Villa Park plan to invite businesspeople, church

leaders, city officials and the public to feast,

listen to speakers and perhaps gain a better

understanding of Islamic customs.

"It gives us a chance to clear our name," said Yusra

Gomaa, a high school senior at the Islamic Foundation

School, a K-12 school at the Islamic Foundation whose

Dawa Club helped organize the iftar. "We don't

interact as much with people of different faiths. This

gives us a chance to."

During his speech, Mozaffar discussed what it means to

him to be Muslim and American, the Muslim belief that

they worship the same God as Christians and Jews, and

some people's perceptions that Islam is inherently

violent and oppressive to women.

For Scott Helton, principal at Addison Trail High

School, the anecdotes on Jefferson and Columbus seemed

to have the most impact.

"That was new! That was new!" Helton said. "I did not

know that."

According to historians, Jefferson's library log

included a copy of the Koran, the Islamic holy book,

under the title "Sale's Koran"--apparently because it

was translated by George Sale, said Tom Baughn, a

researcher at the Jefferson Foundation Library.

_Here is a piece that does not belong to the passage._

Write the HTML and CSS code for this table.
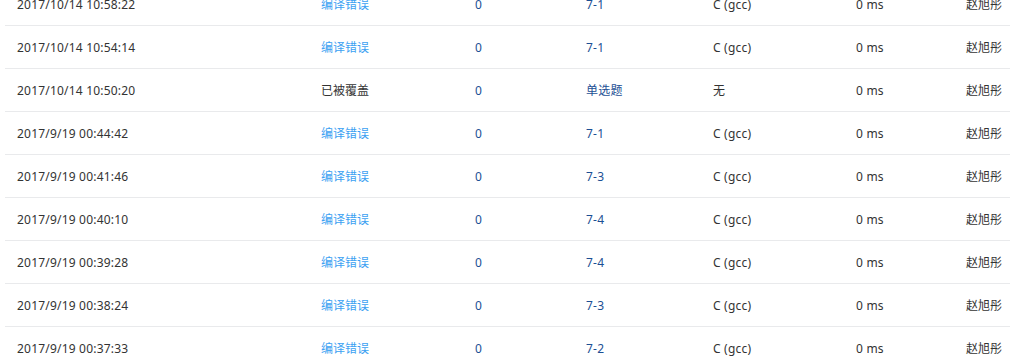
FILE: index.html
```html
<!DOCTYPE html>
<html lang="zh-CN">
<head>
<meta charset="utf-8">
<title>提交记录</title>
<link rel="stylesheet" href="styles.css">
</head>
<body>
<div class="table">
  <div class="row"><span class="c date">2017/10/14 10:58:22</span><span class="c st err">编译错误</span><span class="c num">0</span><span class="c prob">7-1</span><span class="c lang">C (gcc)</span><span class="c time">0 ms</span><span class="c user">赵旭彤</span></div>
  <div class="row"><span class="c date">2017/10/14 10:54:14</span><span class="c st err">编译错误</span><span class="c num">0</span><span class="c prob">7-1</span><span class="c lang">C (gcc)</span><span class="c time">0 ms</span><span class="c user">赵旭彤</span></div>
  <div class="row"><span class="c date">2017/10/14 10:50:20</span><span class="c st">已被覆盖</span><span class="c num">0</span><span class="c prob">单选题</span><span class="c lang">无</span><span class="c time">0 ms</span><span class="c user">赵旭彤</span></div>
  <div class="row"><span class="c date">2017/9/19 00:44:42</span><span class="c st err">编译错误</span><span class="c num">0</span><span class="c prob">7-1</span><span class="c lang">C (gcc)</span><span class="c time">0 ms</span><span class="c user">赵旭彤</span></div>
  <div class="row"><span class="c date">2017/9/19 00:41:46</span><span class="c st err">编译错误</span><span class="c num">0</span><span class="c prob">7-3</span><span class="c lang">C (gcc)</span><span class="c time">0 ms</span><span class="c user">赵旭彤</span></div>
  <div class="row"><span class="c date">2017/9/19 00:40:10</span><span class="c st err">编译错误</span><span class="c num">0</span><span class="c prob">7-4</span><span class="c lang">C (gcc)</span><span class="c time">0 ms</span><span class="c user">赵旭彤</span></div>
  <div class="row"><span class="c date">2017/9/19 00:39:28</span><span class="c st err">编译错误</span><span class="c num">0</span><span class="c prob">7-4</span><span class="c lang">C (gcc)</span><span class="c time">0 ms</span><span class="c user">赵旭彤</span></div>
  <div class="row"><span class="c date">2017/9/19 00:38:24</span><span class="c st err">编译错误</span><span class="c num">0</span><span class="c prob">7-3</span><span class="c lang">C (gcc)</span><span class="c time">0 ms</span><span class="c user">赵旭彤</span></div>
  <div class="row"><span class="c date">2017/9/19 00:37:33</span><span class="c st err">编译错误</span><span class="c num">0</span><span class="c prob">7-2</span><span class="c lang">C (gcc)</span><span class="c time">0 ms</span><span class="c user">赵旭彤</span></div>
</div>
</body>
</html>
```
FILE: styles.css
```css
html, body {
  margin: 0;
  padding: 0;
  background: #fff;
}
body {
  font-family: "Noto Sans", "Noto Sans CJK SC", sans-serif;
  font-size: 12px;
  color: #333;
  overflow: hidden;
}
.table {
  margin: -17px 1px 0 5px;
}
.row {
  display: grid;
  grid-template-columns: 304px 154px 111px 127px 143px 110px 1fr;
  height: 42px;
  align-items: center;
  border-bottom: 1px solid #e9eaec;
}
.c {
  padding-left: 12px;
  white-space: nowrap;
}
.date, .lang, .time, .num, .prob { letter-spacing: 0.2px; }
.err { color: #3ba1f2; }
.num, .prob { color: #1c4f94; }
.lang, .time, .user { color: #333; }
```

William Phillips of the University of Minnesota said

Columbus hired an Arabic translator to accompany him

on his voyage to the West Indies because he thought he

would encounter Arabic speakers along the way.

Columbus also read information by Arab geographers to

prepare for the voyage, Phillips said.

"I never realized that from early on the Islamic faith

was here," said Marlene Stratton, a librarian at the

Plum Memorial Library in Lombard who attended the

dinner with fellow librarians.

Helton said students from 54 countries attend his

school, including several Muslim students who spent

their elementary years at the Islamic Foundation

School. So many Muslims attend Addison Trail that the

school opened the auditorium for prayer during

Ramadan, Helton said.

The school has also had student workshops on Islam,

Helton said.

"They asked questions from dating to politics," he


The iftar was his first Muslim feast, he said.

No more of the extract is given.